= The Adventurous Four =

Story series by Enid Blyton

The Adventurous Four is a series of two novels and one short story written by Enid Blyton. The first book was published in 1941 during wartime. The stories revolve around twins Jill and Mary, their elder brother Tom and their fisher friend Andy. The characters are from World War II England while the stories were set in Scotland.

First edition (publ. George Newnes Ltd)
Illustrated by E. H. Davie

==Modern versions==
In the modern versions, editors have changed the girls' names to Pippa and Zoe. The books were re-titled in 1998 as The Adventurous Four Shipwrecked! and The Adventurous Four Stranded!. The short story originally appeared in the 1952 collection called "Enid Blyton's Omnibus!", which published new stories from five of Enid Blyton's well-known series, and the Adventurous Four story in it is "Off With the Adventurous Four!"; this was expanded by Clive Dickinson to form a third novel, The Adventurous Four Trapped!.E.H. Davie and Jessie Land illustrated the two original books.

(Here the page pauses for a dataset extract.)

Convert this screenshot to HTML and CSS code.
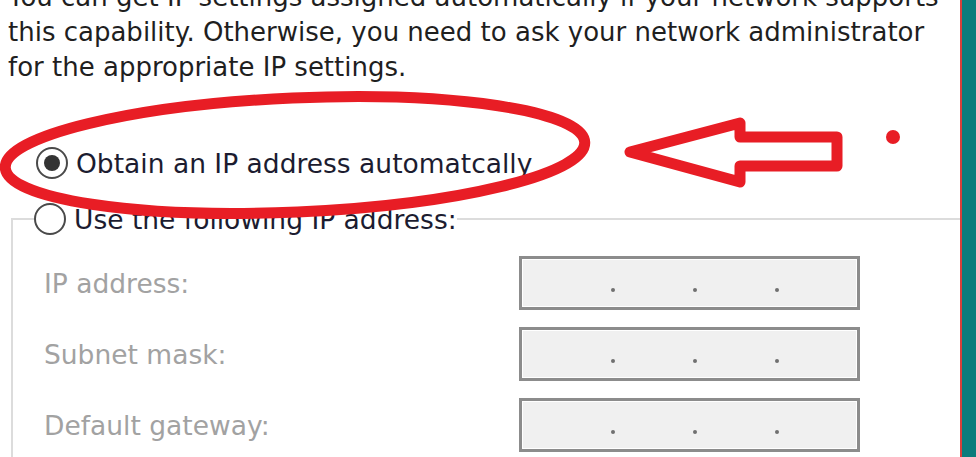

==The Adventurous Four (1941) – Modern Name: The Adventurous Four Shipwrecked!==
When Tom, Jill and Mary go to stay at a little fishing village in Scotland, the local fisherman's lad, Andy, promises to take them out in his boat. But a storm takes them off course and they end up shipwrecked on a small group of islands. Worse, it seems the islands are being used as a secret submarine base by the enemy. The story is set in World War II and revolves around a potential dangerous enemy base that could attack Britain at any time.
First edition: 1941
Publisher: George Newnes
Illustrator: E.H. Davie
Category: Adventurous Four
Genre: Mystery/Adventure
Type: Novels/Novelettes
The book has had 11 reprints since 1941:
1. 1962 Armada, illustrations and cover by Dorothy Brook
2. 1967 Merlin, illustrations and cover by Clyde Pearson
3. 1971 Armada, illustrations by Dorothy Brook, cover uncredited
4. 1972 Dean, illustrations and cover uncredited
5. 1980 Beaver, illustrations by Trevor Parkin, cover by David Barnett
6. 1984 Dean, illustrations and cover uncredited (*)
7. 1986 Beaver, illustrations by Trevor Parkin, cover by Josep Maria Miralles
8. 1987 Dean, illustrations and cover uncredited
9. 1994 Dean, illustrations uncredited, cover by David Kearney
10. 1998 Collins, not illustrated, cover by Katie Vandyck
11. 2003 Award, illustrations and cover by Gavin Rowe

==Modern Name: The Adventurous Four STRANDED!==
When Pippa, Zoe and Tom are on holiday in Scotland their friend Andy takes them on a sailing trip to the Cliff of Birds; they are unaware that the cliff hides a deadly secret, in the form of gun runners.
First edition: 1947
Publisher: George Newnes
Illustrator: Jessie Land
Category: Adventurous Four
Genre: Mystery/Adventure
Type: Novels/Novelettes
The book has had 11 reprints since 1947:
1. 1962 Armada, illustrations and cover by Dorothy Brook
2. 1968 Merlin, illustrations and cover by Clyde Pearson
3. 1971 Armada, illustrations by Dorothy Brook, cover uncredited
4. 1973 Dean, illustrations and cover uncredited
5. 1980 Beaver, illustrations by Trevor Parkin, cover by David Barnett
6. 1984 Dean, illustrations and cover uncredited
7. 1986 Beaver, illustrations by Trevor Parkin, cover Josep Maria Miralles
8. 1987 Dean, illustrations and cover uncredited
9. 1994 Dean, illustrations uncredited, cover by David Kearney
10. 1998 Collins, not illustrated, cover by Katie Vandyck
11. 2003 Award, illustrations and cover by Gavin Rowe

==Off With the Adventurous Four! (Short story) (1952 - originally in collection "Enid Blyton's Omnibus!") – Modern Name: The Adventurous Four Trapped!==
"Off With the Adventurous Four!" is a short story from the Adventurous Four series which was extended in 1998 by Clive Dickinson to a full-fledged novel named The Adventurous Four Trapped!